Concentration of Risk: Supply Risk
We are dependent on our suppliers, including single source suppliers, and the inability of these suppliers to deliver necessary components of our
products in a timely manner at prices, quality levels and volumes acceptable to us, or our inability to efficiently manage these components from these
suppliers, could have a material adverse effect on our business, prospects, financial condition and operating results.
'''

pattern = r'Concentration of Risk: (.*?)\n'
concentration_risks = re.findall(pattern, text)
print(concentration_risks)


['Credit Risk', 'Supply Risk']


1.3. Companies in europe reports their financial numbers of semi annual basis and you can have a document like this. To exatract quarterly and semin annual period you can use a regex as shown below

In [None]:
import re
text = '''
Tesla's gross cost of operating lease vehicles in FY2021 Q1 was $4.85 billion.
BMW's gross cost of operating vehicles in FY2021 S1 was $8 billion.
'''

pattern = r'FY(\d{4} (?:Q[1-4]|S[1-2]))'
matches = re.findall(pattern, text)

print("Matches:", matches)


Matches: ['2021 Q1', '2021 S1']


2.1. Sentence & Word Tokenization In Spacy

In [None]:
import spacy
nlp = spacy.load("en_core_web_sm")

d = nlp("This is NLP based Goggle Collab notebook ")
for sentence in d.sents:
    print(sentence)
print("------------------------------------------")
for sentence in d.sents:
    for word in sentence:
        print(word)

This is NLP based Goggle Collab notebook
------------------------------------------
This
is
NLP
based
Goggle
Collab
notebook


2.2.Sentence & Word Tokenization In NLTK

In [None]:
from nltk.tokenize import sent_tokenize
import nltk
from nltk.tokenize import word_tokenize

nltk.download('punkt')
sent_tokenize("This is NLP based Goggle Collab notebook")
word_tokenize("This is NLP based Goggle Collab notebook")
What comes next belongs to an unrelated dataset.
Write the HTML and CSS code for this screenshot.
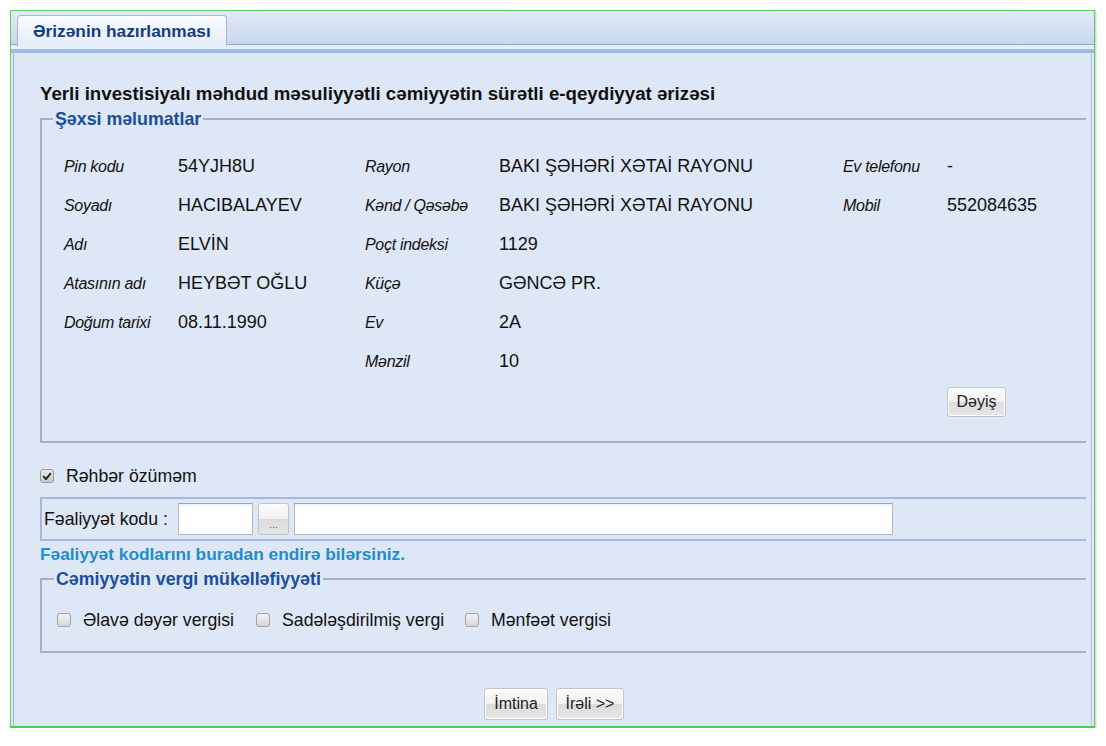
FILE: index.html
```html
<!DOCTYPE html>
<html lang="az">
<head>
<meta charset="utf-8">
<title>Ərizənin hazırlanması</title>
<link rel="stylesheet" href="styles.css">
</head>
<body>
<div class="frame">
  <div class="tabstrip">
    <div class="tab">Ərizənin hazırlanması</div>
  </div>
  <div class="band"></div>
  <div class="panel">
    <h1 class="title">Yerli investisiyalı məhdud məsuliyyətli cəmiyyətin sürətli e-qeydiyyat ərizəsi</h1>

    <fieldset class="box personal">
      <legend>Şəxsi məlumatlar</legend>
      <div class="grid">
        <span class="lbl">Pin kodu</span><span class="val">54YJH8U</span>
        <span class="lbl">Rayon</span><span class="val">BAKI ŞƏHƏRİ XƏTAİ RAYONU</span>
        <span class="lbl">Ev telefonu</span><span class="val">-</span>

        <span class="lbl">Soyadı</span><span class="val">HACIBALAYEV</span>
        <span class="lbl">Kənd / Qəsəbə</span><span class="val">BAKI ŞƏHƏRİ XƏTAİ RAYONU</span>
        <span class="lbl">Mobil</span><span class="val">552084635</span>

        <span class="lbl">Adı</span><span class="val">ELVİN</span>
        <span class="lbl">Poçt indeksi</span><span class="val">1129</span>
        <span></span><span></span>

        <span class="lbl">Atasının adı</span><span class="val">HEYBƏT OĞLU</span>
        <span class="lbl">Küçə</span><span class="val">GƏNCƏ PR.</span>
        <span></span><span></span>

        <span class="lbl">Doğum tarixi</span><span class="val">08.11.1990</span>
        <span class="lbl">Ev</span><span class="val">2A</span>
        <span></span><span></span>

        <span></span><span></span>
        <span class="lbl">Mənzil</span><span class="val">10</span>
        <span></span><span></span>

        <span class="btn-cell"><button class="btn change">Dəyiş</button></span>
      </div>
    </fieldset>

    <label class="check lead">
      <span class="cb checked"><svg viewBox="0 0 13 13" width="13" height="13"><path d="M3 6.6 L5.4 9.3 L10.2 3.4" fill="none" stroke="#222" stroke-width="2" stroke-linecap="round" stroke-linejoin="round"/></svg></span>
      <span>Rəhbər özüməm</span>
    </label>

    <div class="activity">
      <span class="act-label">Fəaliyyət kodu :</span>
      <span class="input small"></span>
      <button class="dots">...</button>
      <span class="input wide"></span>
    </div>

    <div class="link">Fəaliyyət kodlarını buradan endirə bilərsiniz.</div>

    <fieldset class="box tax">
      <legend>Cəmiyyətin vergi mükəlləfiyyəti</legend>
      <div class="tax-row">
        <label class="check"><span class="cb"></span><span>Əlavə dəyər vergisi</span></label>
        <label class="check"><span class="cb"></span><span>Sadələşdirilmiş vergi</span></label>
        <label class="check"><span class="cb"></span><span>Mənfəət vergisi</span></label>
      </div>
    </fieldset>

    <div class="actions">
      <button class="btn big cancel">İmtina</button>
      <button class="btn big next">İrəli &gt;&gt;</button>
    </div>
  </div>
</div>
</body>
</html>
```

FILE: styles.css
```css
* { box-sizing: border-box; }

html, body {
  margin: 0;
  padding: 0;
  background: #ffffff;
}

body {
  font-family: "Liberation Sans", Arial, sans-serif;
  color: #111;
}

.frame {
  margin: 10px 0 0 10px;
  width: 1085px;
  height: 718px;
  border: 1px solid #5ad35a;
  border-bottom: 2px solid #4fcf4f;
  box-shadow: 1px 1px 2px rgba(0,0,0,0.25);
  display: flex;
  flex-direction: column;
  background: #dee7f6;
}

.tabstrip {
  height: 34px;
  background: linear-gradient(#e2eaf6, #c9d8ee);
  padding: 4px 0 0 6px;
  display: flex;
  align-items: flex-start;
  border-bottom: 1px solid #93a8c8;
}

.tab {
  height: 31px;
  width: 210px;
  padding: 0 0 0 15px;
  border: 1px solid #a7b8d3;
  border-bottom: none;
  border-radius: 4px 4px 0 0;
  background: linear-gradient(#f8fbff, #e5edf9);
  font-weight: bold;
  font-size: 17.3px;
  color: #163c7e;
  line-height: 30px;
  position: relative;
  z-index: 1;
}

.band {
  height: 8px;
  background: linear-gradient(#e6eef9 0, #e6eef9 4px, #9dbbe5 4px, #9dbbe5 8px);
}

.panel {
  flex: 1;
  margin: 0 2px 0 2px;
  border-left: 1px solid #a2b2cc;
  border-right: 1px solid #b8c6dc;
  padding: 30px 5px 0 26px;
  background: #dee7f6;
}

.title {
  margin: 0;
  font-size: 18.7px;
  line-height: 22px;
  font-weight: bold;
  color: #111;
}

.box {
  margin: 0;
  padding: 0;
  border: 2px solid #a8b0bf;
  border-right: none;
  min-width: 0;
}

.box legend {
  margin-left: 11px;
  padding: 0 2px;
  font-size: 17.8px;
  line-height: 20px;
  font-weight: bold;
  color: #1b4e9c;
}

.personal {
  margin-top: 4px;
}

.grid {
  padding: 18px 0 21px 22px;
  display: grid;
  grid-template-columns: 114px 187px 134px 344px 104px 1fr;
  grid-auto-rows: 39px;
  align-items: center;
}

.lbl {
  font-style: italic;
  font-size: 16px;
  letter-spacing: -0.3px;
  color: #111;
}

.val {
  font-size: 18px;
  color: #111;
}

.btn-cell {
  grid-column: 6;
  padding-top: 3px;
}

.btn {
  font-family: "Liberation Sans", Arial, sans-serif;
  font-size: 16px;
  color: #222;
  height: 30px;
  padding: 0;
  border: 1px solid #c3c3c3;
  border-radius: 3px;
  background: linear-gradient(#fbfbfb 0, #f1f1f1 50%, #dcdcdc 51%, #e6e6e6 100%);
  box-shadow: inset 0 0 0 1px #ffffff;
}

.btn.change { width: 59px; }

.check {
  display: flex;
  align-items: center;
  font-size: 17.7px;
  line-height: 20px;
  color: #111;
}

.cb {
  width: 14px;
  height: 14px;
  border: 1px solid #a3a3a3;
  border-radius: 3px;
  background: linear-gradient(#f3f3f3, #d5d5d5);
  display: inline-flex;
  align-items: center;
  justify-content: center;
  flex: none;
}

.cb.checked {
  background: linear-gradient(#e9e9e9, #c8c8c8);
  border-color: #9a9a9a;
}

.cb svg { display: block; }

.lead {
  margin-top: 23px;
  gap: 12px;
}

.activity {
  margin-top: 11px;
  height: 44px;
  border-top: 2px solid #a6b9dd;
  border-bottom: 2px solid #a6b9dd;
  border-left: 2px solid #a6b9dd;
  display: flex;
  align-items: center;
  padding-left: 2px;
}

.act-label {
  font-size: 17.7px;
  width: 134px;
}

.input {
  height: 32px;
  background: #fff;
  border: 1px solid #b3b6be;
  border-top-color: #9fa3ab;
  box-shadow: inset 0 2px 2px rgba(0,0,0,0.06);
}

.input.small { width: 75px; }
.input.wide { width: 599px; margin-left: 5px; }

.dots {
  width: 31px;
  height: 32px;
  margin-left: 5px;
  padding: 10px 0 0;
  font-size: 11px;
  color: #666;
  border: 1px solid #c4c4c4;
  border-radius: 3px;
  background: linear-gradient(#fbfbfb 0, #f0f0f0 50%, #dcdcdc 51%, #e4e4e4 100%);
}

.link {
  margin-top: 3px;
  font-size: 17.3px;
  line-height: 20px;
  font-weight: bold;
  color: #1f8ccc;
}

.tax {
  margin-top: 5px;
}

.tax legend {
  margin-left: 12px;
}

.tax-row {
  display: flex;
  padding: 21px 0 21px 15px;
}

.tax-row .check {
  gap: 12px;
}

.tax-row .check:nth-child(1) { width: 199px; }
.tax-row .check:nth-child(2) { width: 209px; }

.actions {
  margin-top: 35px;
  display: flex;
  justify-content: center;
  gap: 8px;
  padding-right: 18px;
}

.btn.big {
  height: 32px;
  font-size: 16px;
}

.btn.cancel { width: 64px; }
.btn.next { width: 68px; }
```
[nltk_data] Downloading package punkt to /root/nltk_data...
[nltk_data]   Unzipping tokenizers/punkt.zip.


['This', 'is', 'NLP', 'based', 'Goggle', 'Collab', 'notebook']

3.Collecting dataset websites from a book paragraph

In [None]:
import spacy

nlp = spacy.load("en_core_web_sm")

text = '''
Look for data to help you address the question. Governments are good
sources because data from public research is often freely available. Good
places to start include http://www.data.gov/, and http://www.science.
gov/, and in the United Kingdom, http://data.gov.uk/.
Two of my favorite data sets are the General Social Survey at http://www3.norc.org/gss+website/,
and the European Social Survey at http://www.europeansocialsurvey.org/.
'''

doc = nlp(text)
data_websites = [token.text for token in doc if token.like_url]

print("Data Websites:")
for website in data_websites:
    print(website)


Data Websites:
http://www.data.gov/
http://www.science
http://data.gov.uk/.
http://www3.norc.org/gss+website/
http://www.europeansocialsurvey.org/.


4.1.
Get all the proper nouns from a given text in a list and also count how many of them.

In [None]:
import spacy

text = '''Ravi and Raju are the best friends from school days. They wanted to go for a world tour and
visit famous cities like Paris, London, Dubai, Rome etc. They also called their another friend Mohan to take part in this world tour.
They started their journey from Hyderabad and spent the next 3 months travelling all the wonderful cities in the world and cherish happy moments!
'''

nlp = spacy.load("en_core_web_sm")
doc = nlp(text)

proper_nouns = [token.text for token in doc if token.pos_ == "PROPN"]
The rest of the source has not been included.